Varianve: LOOCV is trained on an almost identical set of observations → outputs are highly (positively) correlated with each other → the test error estimate resulting from LOOCV tends to have higher variance (see details in Notes)

### Cross-Validation on Classification Problems
Idea: use **the number of misclassified observations** to quantify the test error
LOOCV error rate: $CV_n=\frac{1}{n}\sum_{i=1}^n ERR_i$, where $Err_i = I(y_i\ne \hat{y_i})$.

## Bootstrap
Idea: quantify the uncertainty associated with a given estimator or statistical learning method

Steps:
1) a data set set $Z$ with n observations; randomly select n observations **with replacement** from the data set produce a bootstrap data set, call it $Z^{*1}$
2) produce a bootstrap estimate for $\alpha$, call it $\hat{\alpha}^{*1}$
3) repeat the procedure for $B$ (large number) times

Then compute the **standard error of these bootstrap estimates**:
$$
\mathrm{SE}_B(\hat{\alpha}) = \sqrt{ \frac{1}{B - 1} \sum_{r = 1}^B \left( \hat{\alpha}^{*r} - \frac{1}{B} \sum_{r' = 1}^B \hat{\alpha}^{*r'} \right)^2 }
$$


# Notes
## Derivation of Leave-One-Out Cross-Validation (LOOCV) MSE

Consider the linear modesl:
$$
\mathbf{y} = X \beta + \varepsilon, \quad \text{with } \hat{\beta} = (X^T X)^{-1} X^T y
$$

with
$$
\hat{y} = X \hat{\beta}, \quad e = y - \hat{y}
$$

The predicted value for the $i$th observation:
$$
\hat{y}_i = x_i^T \hat{\beta}
$$

The leverage statistic $h_i$, i.e. diagonal elements of $H = X (X^T X)^{-1} X^T$:
$$
h_i = x_i^T (X^T X)^{-1} x_i
$$

---

Leave-one-out cross-validation:
$$
CV_n = \frac{1}{n} \sum_{i=1}^n \left( y_i - \hat{y}_i^{(-i)} \right)^2
$$

---

By Sherman-Morrison equation, we have:

$$
\hat{y}_i^{(-i)} = \hat{y}_i - \frac{e_i}{1 - h_i}
$$

Then the residual is

$$
y_i - \hat{y}_i^{(-i)} = \frac{e_i}{1 - h_i}
$$

---

Put it into the defeinition of LOOCV MSE, then we have

$$
CV_n = \frac{1}{n} \sum_{i=1}^n \left( \frac{y_i - \hat{y}_i}{1 - h_i} \right)^2
= \frac{1}{n} \sum_{i=1}^n \left( \frac{e_i}{1 - h_i} \right)^2
$$



## Why Highly Correlated Variables Increase the Variance of the Mean ？
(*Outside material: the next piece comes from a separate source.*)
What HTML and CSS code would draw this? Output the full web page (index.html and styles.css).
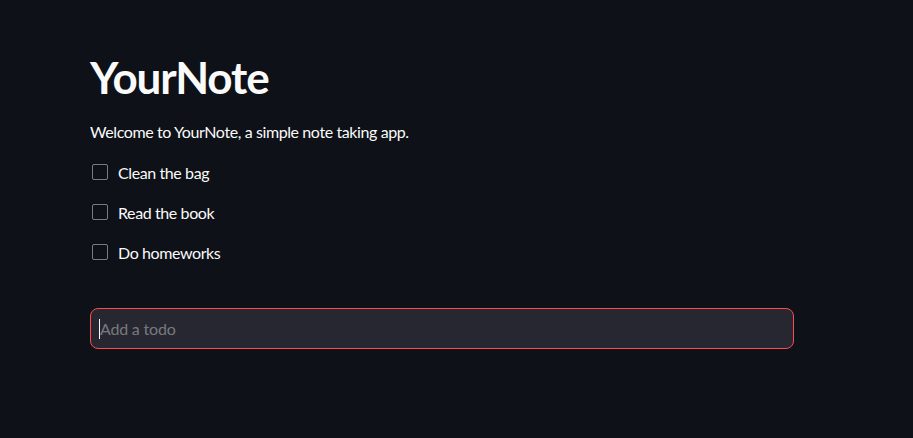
FILE: index.html
```html
<!DOCTYPE html>
<html lang="en">
<head>
<meta charset="utf-8">
<title>YourNote</title>
<link rel="stylesheet" href="styles.css">
</head>
<body>
<main class="container">
  <h1 class="title">YourNote</h1>
  <p class="intro">Welcome to YourNote, a simple note taking app.</p>
  <ul class="todos">
    <li class="todo"><span class="box"></span><span class="label">Clean the bag</span></li>
    <li class="todo"><span class="box"></span><span class="label">Read the book</span></li>
    <li class="todo"><span class="box"></span><span class="label">Do homeworks</span></li>
  </ul>
  <div class="field">
    <span class="caret"></span><span class="placeholder">Add a todo</span>
  </div>
</main>
</body>
</html>
```

FILE: styles.css
```css
html, body {
  margin: 0;
  padding: 0;
  background: #0e1117;
  color: #fafafa;
  font-family: "Lato", "Open Sans", sans-serif;
}
.container {
  width: 704px;
  padding: 50px 0 0 90px;
}
.title {
  margin: 0;
  font-size: 44px;
  font-weight: 700;
  line-height: 54px;
  letter-spacing: -1.1px;
}
.intro {
  margin: 16px 0 0;
  font-size: 16px;
  line-height: 24px;
  letter-spacing: -0.4px;
}
.todos {
  list-style: none;
  margin: 16px 0 0;
  padding: 0;
  display: flex;
  flex-direction: column;
  gap: 16px;
}
.todo {
  display: flex;
  align-items: center;
  height: 24px;
  font-size: 16px;
  letter-spacing: -0.4px;
  padding-left: 2px;
}
.box {
  width: 14px;
  height: 14px;
  border: 1px solid rgba(250, 250, 250, 0.45);
  border-radius: 2px;
  margin-right: 10px;
}
.field {
  margin-top: 44px;
  height: 39px;
  border: 1px solid #ff4b4b;
  border-radius: 8px;
  background: #262730;
  display: flex;
  align-items: center;
  padding-left: 8px;
  font-size: 16px;
}
.caret {
  width: 1px;
  height: 20px;
  background: #fafafa;
}
.placeholder {
  color: rgba(250, 250, 250, 0.4);
  letter-spacing: -0.2px;
}
```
Consider $ X_1, X_2, \dots, X_n $, and define their mean:

$$
\bar{X} = \frac{1}{n} \sum_{i=1}^{n} X_i
$$

The variance of $ \bar{X} $ is:

$$
\text{Var}(\bar{X}) = \frac{1}{n^2} \sum_{i=1}^{n} \sum_{j=1}^{n} \text{Cov}(X_i, X_j)
$$

This shows that the variance of the average depends on **both** the individual variances and the covariances between variables.

---

### Case 1: Independent Variables

If $ X_i $ are i.i.d. with variance $ \sigma^2 $, then:

$$
\text{Cov}(X_i, X_j) = 0 \quad \text{for } i \ne j
$$

$$
\text{Var}(\bar{X}) = \frac{1}{n^2} \cdot n \cdot \sigma^2 = \frac{\sigma^2}{n}
$$

→ Averaging reduces variance.

---

### Case 2: Perfectly Correlated Variables

If $ X_1 = X_2 = \cdots = X_n $, then:

$$
\text{Cov}(X_i, X_j) = \sigma^2 \quad \text{for all } i, j
$$

$$
\text{Var}(\bar{X}) = \frac{1}{n^2} \cdot n^2 \cdot \sigma^2 = \sigma^2
$$

→ Averaging **does not** reduce variance at all.

---

### Conclusion

> The more correlated the variables, the less averaging helps reduce variance.

This is why the average of many **highly correlated** quantities can have **higher variance** than the average of many **uncorrelated** ones.